§ **EXERCISE DIRECTIONS**: Go through the records and copy each line where the word "page" occurs.

§ **SUPPLIED MATERIAL**:
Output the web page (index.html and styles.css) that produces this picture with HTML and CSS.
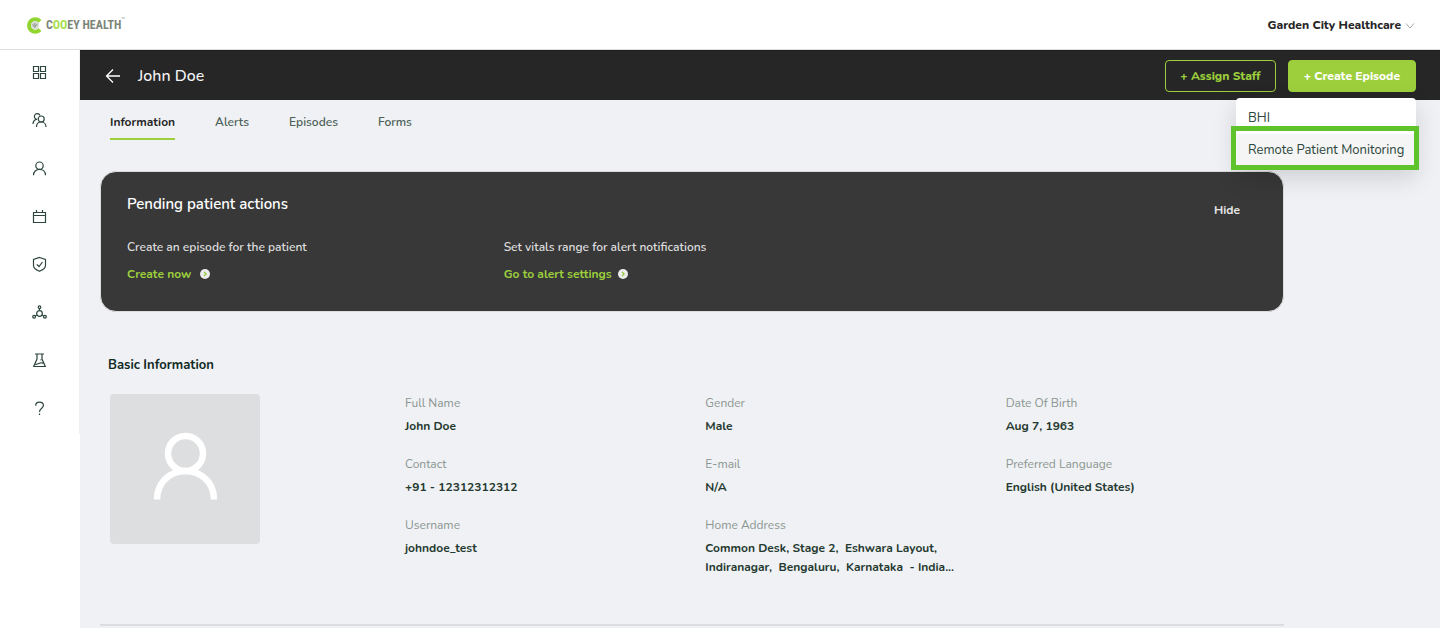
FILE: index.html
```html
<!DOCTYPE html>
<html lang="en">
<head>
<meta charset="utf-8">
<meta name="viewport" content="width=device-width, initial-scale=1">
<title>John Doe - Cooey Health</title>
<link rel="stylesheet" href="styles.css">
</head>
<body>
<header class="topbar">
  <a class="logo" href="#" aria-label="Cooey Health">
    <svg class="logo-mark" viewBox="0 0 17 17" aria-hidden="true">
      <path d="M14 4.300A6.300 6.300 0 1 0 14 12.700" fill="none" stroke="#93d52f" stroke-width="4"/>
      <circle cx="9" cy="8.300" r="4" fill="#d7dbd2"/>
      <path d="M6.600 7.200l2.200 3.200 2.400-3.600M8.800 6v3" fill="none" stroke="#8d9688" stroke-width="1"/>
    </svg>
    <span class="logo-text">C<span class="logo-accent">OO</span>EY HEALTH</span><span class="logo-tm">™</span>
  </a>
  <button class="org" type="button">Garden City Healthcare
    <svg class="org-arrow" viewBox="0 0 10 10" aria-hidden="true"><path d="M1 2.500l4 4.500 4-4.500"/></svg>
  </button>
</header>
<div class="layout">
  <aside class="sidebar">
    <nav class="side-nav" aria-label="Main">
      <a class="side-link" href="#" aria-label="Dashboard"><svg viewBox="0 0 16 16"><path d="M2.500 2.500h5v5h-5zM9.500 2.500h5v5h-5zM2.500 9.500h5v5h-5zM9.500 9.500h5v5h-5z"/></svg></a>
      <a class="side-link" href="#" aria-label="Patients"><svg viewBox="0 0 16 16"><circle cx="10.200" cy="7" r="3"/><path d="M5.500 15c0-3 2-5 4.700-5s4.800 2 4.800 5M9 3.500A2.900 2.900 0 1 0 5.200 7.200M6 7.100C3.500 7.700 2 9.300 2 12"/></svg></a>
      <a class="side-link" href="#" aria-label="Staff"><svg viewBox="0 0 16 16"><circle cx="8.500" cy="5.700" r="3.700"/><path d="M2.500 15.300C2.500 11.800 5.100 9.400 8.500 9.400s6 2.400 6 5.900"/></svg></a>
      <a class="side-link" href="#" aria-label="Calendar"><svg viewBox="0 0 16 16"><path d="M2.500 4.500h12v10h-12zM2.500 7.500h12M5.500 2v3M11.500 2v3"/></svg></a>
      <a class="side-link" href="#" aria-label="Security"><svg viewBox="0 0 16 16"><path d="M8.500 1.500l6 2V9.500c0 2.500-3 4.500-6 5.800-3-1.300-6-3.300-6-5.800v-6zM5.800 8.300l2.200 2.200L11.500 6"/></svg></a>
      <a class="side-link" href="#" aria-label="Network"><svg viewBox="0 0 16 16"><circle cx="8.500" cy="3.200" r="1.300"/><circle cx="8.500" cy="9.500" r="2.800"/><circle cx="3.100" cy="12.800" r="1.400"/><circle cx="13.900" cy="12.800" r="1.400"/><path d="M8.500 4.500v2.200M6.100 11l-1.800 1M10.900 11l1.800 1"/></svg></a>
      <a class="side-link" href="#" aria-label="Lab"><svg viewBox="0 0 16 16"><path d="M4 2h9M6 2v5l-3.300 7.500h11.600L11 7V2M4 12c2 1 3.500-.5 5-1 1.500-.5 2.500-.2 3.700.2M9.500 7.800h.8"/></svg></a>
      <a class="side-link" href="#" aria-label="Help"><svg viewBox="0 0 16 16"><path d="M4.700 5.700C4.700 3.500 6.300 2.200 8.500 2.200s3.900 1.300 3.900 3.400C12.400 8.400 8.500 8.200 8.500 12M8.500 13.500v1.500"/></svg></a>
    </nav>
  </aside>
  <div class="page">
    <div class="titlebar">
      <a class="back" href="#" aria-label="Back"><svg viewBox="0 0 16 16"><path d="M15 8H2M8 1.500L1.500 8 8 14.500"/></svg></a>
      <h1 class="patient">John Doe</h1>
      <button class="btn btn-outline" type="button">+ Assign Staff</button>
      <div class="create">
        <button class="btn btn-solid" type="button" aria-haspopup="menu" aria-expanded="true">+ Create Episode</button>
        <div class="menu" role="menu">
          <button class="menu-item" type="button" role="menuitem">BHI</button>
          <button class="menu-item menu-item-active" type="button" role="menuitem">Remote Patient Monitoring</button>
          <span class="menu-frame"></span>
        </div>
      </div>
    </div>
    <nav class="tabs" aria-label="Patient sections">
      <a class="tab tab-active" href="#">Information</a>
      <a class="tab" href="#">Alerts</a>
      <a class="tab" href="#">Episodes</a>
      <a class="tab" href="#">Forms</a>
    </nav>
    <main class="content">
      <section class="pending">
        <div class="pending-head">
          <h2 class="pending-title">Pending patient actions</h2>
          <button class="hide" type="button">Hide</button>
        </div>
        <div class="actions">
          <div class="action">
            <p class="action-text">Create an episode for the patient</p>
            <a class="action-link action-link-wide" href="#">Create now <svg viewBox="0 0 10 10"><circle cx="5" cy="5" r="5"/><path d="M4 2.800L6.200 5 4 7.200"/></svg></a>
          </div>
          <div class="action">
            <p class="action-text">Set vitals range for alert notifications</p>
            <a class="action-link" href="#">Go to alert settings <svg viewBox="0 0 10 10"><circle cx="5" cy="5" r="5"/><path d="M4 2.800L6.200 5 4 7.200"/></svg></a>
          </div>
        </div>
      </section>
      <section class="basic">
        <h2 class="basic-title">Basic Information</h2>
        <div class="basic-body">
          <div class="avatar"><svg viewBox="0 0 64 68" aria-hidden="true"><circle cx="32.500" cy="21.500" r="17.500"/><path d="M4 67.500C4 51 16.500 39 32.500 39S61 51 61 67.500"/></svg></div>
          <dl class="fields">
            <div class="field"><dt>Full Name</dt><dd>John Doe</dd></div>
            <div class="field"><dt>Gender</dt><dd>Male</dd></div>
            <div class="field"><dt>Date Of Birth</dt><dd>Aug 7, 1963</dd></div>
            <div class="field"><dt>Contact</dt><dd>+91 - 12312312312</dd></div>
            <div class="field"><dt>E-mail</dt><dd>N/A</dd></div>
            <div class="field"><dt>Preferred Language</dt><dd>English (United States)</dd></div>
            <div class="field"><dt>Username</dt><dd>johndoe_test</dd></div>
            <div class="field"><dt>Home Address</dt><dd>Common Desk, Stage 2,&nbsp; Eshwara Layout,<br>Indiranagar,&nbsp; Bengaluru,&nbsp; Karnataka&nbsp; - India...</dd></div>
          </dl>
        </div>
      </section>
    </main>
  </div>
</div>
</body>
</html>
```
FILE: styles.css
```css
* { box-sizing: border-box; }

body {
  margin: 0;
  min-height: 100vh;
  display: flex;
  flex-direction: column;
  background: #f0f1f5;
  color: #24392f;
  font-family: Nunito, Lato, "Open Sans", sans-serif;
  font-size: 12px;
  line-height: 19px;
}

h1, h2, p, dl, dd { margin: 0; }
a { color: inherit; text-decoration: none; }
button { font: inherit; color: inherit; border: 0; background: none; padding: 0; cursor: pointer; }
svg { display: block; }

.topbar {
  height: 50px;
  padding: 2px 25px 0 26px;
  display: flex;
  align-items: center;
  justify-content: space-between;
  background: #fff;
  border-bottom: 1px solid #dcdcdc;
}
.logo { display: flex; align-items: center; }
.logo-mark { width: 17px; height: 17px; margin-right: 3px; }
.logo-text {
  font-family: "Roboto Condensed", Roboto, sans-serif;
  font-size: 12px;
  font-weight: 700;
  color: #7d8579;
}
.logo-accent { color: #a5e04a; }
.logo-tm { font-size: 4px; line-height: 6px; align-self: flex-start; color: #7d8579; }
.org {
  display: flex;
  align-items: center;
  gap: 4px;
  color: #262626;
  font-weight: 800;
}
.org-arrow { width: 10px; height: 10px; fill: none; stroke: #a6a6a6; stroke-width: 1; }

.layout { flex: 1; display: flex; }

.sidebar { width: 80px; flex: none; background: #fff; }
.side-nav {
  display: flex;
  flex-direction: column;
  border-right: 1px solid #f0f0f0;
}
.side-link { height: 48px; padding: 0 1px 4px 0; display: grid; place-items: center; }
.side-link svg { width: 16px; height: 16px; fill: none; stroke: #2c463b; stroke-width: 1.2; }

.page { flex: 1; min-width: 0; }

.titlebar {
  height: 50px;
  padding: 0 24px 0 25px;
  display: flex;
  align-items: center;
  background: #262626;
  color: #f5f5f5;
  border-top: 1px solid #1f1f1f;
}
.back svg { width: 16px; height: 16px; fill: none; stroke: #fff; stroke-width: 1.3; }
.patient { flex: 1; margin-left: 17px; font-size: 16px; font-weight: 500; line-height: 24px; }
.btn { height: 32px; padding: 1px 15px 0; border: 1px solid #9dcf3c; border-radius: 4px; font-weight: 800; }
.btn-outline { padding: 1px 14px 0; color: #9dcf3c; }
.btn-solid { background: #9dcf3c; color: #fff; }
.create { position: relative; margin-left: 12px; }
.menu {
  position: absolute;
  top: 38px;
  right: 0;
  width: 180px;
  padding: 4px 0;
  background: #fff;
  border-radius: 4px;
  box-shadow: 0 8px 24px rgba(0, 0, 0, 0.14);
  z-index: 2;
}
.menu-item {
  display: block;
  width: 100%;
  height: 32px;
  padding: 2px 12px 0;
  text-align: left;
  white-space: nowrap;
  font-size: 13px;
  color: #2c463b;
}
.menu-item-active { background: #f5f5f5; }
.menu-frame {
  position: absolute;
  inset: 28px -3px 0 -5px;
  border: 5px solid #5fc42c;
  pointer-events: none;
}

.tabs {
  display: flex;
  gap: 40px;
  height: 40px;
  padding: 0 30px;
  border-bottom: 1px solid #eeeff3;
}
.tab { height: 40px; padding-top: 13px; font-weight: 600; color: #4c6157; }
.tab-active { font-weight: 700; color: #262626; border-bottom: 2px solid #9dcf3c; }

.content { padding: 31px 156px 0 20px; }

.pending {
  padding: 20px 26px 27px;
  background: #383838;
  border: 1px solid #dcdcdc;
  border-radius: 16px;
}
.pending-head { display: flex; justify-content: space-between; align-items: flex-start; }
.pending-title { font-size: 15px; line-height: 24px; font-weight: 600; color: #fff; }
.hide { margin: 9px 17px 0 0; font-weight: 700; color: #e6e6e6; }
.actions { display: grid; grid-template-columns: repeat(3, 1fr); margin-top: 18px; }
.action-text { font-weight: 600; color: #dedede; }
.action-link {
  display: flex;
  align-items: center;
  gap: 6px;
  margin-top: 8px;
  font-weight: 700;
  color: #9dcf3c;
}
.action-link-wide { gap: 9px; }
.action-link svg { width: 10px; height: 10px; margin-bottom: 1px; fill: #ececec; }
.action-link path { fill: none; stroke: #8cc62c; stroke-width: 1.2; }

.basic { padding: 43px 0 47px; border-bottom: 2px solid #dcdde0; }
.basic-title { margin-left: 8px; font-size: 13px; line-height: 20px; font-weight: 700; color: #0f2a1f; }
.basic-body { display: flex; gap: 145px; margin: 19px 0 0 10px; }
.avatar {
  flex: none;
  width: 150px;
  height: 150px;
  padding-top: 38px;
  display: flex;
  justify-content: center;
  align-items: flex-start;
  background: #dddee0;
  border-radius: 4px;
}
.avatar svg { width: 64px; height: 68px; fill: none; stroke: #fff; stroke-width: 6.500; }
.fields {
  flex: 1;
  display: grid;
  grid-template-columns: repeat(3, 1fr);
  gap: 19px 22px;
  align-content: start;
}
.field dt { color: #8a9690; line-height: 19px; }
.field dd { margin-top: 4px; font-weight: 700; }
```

--

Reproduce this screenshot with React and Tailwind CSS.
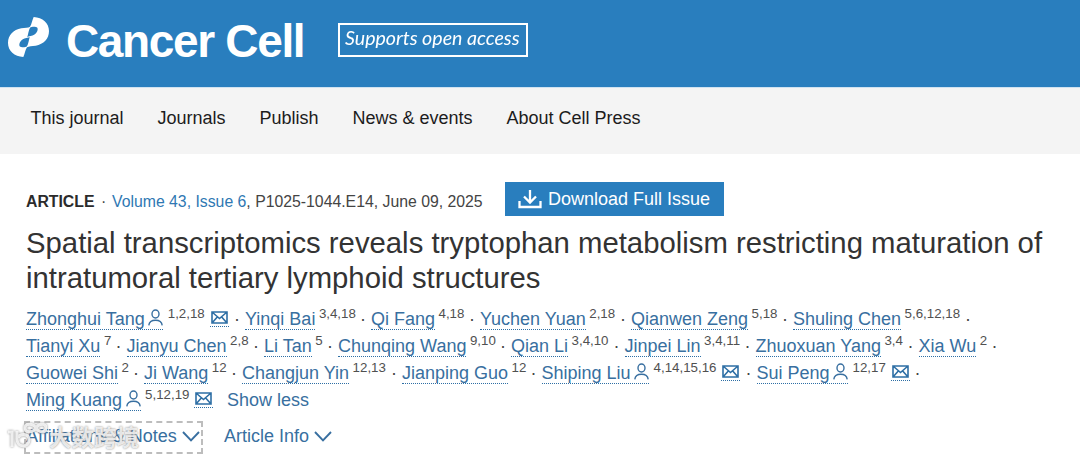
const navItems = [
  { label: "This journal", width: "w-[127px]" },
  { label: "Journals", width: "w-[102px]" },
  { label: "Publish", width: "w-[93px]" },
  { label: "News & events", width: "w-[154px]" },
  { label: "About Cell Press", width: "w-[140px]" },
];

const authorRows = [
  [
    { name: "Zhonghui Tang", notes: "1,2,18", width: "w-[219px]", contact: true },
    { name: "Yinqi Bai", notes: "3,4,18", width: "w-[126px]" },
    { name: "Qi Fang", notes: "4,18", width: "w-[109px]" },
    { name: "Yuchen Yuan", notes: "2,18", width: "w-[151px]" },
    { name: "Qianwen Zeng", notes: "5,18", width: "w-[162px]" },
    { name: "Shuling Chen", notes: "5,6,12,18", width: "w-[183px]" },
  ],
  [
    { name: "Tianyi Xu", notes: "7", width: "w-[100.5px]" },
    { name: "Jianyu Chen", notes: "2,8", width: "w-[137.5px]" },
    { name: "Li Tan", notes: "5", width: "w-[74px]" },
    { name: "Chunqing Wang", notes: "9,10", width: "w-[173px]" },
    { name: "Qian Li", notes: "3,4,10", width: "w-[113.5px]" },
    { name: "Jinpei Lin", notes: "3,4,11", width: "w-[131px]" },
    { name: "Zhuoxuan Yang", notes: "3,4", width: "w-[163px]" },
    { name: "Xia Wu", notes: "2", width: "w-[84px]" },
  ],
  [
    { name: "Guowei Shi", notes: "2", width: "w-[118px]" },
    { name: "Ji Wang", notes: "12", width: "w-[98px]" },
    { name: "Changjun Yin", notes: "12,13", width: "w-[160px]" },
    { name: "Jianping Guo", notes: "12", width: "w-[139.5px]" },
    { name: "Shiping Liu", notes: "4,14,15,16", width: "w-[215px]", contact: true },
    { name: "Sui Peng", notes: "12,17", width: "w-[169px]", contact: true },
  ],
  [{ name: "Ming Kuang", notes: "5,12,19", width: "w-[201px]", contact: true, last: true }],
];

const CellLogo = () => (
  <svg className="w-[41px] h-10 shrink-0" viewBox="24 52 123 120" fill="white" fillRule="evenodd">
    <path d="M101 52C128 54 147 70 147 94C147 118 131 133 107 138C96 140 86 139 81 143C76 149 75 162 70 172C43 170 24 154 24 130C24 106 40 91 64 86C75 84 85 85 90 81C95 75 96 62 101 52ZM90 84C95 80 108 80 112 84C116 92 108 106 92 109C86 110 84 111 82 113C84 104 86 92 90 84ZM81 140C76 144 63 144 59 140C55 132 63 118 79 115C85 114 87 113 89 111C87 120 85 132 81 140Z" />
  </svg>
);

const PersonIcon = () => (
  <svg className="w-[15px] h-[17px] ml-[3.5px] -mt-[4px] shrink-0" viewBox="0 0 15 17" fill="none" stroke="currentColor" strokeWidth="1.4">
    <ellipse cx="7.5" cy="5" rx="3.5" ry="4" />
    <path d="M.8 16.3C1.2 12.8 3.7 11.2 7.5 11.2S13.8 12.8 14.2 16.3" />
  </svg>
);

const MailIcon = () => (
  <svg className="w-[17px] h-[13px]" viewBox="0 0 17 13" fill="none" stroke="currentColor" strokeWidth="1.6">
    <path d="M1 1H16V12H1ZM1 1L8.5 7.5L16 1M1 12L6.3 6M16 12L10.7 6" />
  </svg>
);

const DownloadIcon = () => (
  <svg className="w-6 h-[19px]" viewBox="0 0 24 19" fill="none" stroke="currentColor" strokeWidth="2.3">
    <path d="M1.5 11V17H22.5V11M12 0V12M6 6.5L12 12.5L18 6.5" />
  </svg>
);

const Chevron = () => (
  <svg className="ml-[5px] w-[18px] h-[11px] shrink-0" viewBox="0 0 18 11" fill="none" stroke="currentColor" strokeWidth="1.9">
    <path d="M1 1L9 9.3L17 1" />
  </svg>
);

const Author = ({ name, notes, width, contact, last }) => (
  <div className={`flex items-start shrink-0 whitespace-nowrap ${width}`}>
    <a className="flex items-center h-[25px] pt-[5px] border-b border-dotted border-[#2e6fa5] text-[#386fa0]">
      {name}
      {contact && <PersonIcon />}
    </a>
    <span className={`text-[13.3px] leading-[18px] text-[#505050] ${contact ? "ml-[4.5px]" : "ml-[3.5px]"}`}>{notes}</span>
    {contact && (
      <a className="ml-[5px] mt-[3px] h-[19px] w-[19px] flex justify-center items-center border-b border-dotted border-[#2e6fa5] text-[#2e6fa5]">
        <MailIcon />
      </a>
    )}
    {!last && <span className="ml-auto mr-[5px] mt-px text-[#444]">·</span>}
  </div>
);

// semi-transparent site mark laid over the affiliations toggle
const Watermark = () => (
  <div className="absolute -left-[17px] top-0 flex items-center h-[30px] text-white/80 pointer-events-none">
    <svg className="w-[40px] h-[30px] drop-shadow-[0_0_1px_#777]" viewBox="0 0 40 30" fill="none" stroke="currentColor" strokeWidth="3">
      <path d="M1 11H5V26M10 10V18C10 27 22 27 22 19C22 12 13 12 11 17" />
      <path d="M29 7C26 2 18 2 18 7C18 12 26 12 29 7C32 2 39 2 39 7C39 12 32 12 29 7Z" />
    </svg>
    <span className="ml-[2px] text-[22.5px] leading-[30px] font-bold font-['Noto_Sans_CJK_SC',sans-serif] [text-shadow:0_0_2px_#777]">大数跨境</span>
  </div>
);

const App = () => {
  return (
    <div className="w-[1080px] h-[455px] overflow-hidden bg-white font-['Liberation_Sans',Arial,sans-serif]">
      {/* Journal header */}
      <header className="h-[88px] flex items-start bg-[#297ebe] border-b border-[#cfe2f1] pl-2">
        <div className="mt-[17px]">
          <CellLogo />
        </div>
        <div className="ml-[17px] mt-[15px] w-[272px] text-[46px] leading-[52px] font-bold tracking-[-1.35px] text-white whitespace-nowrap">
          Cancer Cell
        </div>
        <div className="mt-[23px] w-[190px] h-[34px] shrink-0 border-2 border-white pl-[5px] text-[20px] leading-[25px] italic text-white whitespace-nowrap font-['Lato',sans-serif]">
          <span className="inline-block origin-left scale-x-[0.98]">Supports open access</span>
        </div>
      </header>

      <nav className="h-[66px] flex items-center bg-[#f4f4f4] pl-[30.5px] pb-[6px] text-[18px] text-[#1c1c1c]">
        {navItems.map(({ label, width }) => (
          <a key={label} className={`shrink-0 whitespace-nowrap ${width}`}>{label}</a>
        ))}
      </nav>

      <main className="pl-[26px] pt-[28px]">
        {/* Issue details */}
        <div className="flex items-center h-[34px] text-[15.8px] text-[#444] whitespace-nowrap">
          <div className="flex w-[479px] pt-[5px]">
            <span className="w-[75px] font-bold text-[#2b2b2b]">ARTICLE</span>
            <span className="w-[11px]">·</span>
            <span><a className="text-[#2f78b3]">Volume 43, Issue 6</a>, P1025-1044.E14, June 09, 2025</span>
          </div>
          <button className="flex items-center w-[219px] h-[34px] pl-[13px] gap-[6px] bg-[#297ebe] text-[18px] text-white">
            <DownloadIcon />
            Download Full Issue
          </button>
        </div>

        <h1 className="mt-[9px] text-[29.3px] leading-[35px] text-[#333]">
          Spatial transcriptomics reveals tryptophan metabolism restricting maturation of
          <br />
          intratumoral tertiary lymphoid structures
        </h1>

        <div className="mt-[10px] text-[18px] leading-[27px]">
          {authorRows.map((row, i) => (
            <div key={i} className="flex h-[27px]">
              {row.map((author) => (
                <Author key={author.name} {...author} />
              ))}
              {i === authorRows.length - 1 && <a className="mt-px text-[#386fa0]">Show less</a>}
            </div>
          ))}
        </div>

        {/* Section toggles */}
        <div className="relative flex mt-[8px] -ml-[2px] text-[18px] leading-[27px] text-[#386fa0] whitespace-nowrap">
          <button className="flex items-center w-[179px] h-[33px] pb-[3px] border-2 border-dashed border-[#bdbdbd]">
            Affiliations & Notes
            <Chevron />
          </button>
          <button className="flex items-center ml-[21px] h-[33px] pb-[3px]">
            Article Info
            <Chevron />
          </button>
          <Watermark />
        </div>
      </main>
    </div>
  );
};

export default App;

§ **SOLUTION TO THE PROBLEM**:
Output the web page (index.html and styles.css) that produces this picture with HTML and CSS.
  <div class="page">
.page { flex: 1; min-width: 0; }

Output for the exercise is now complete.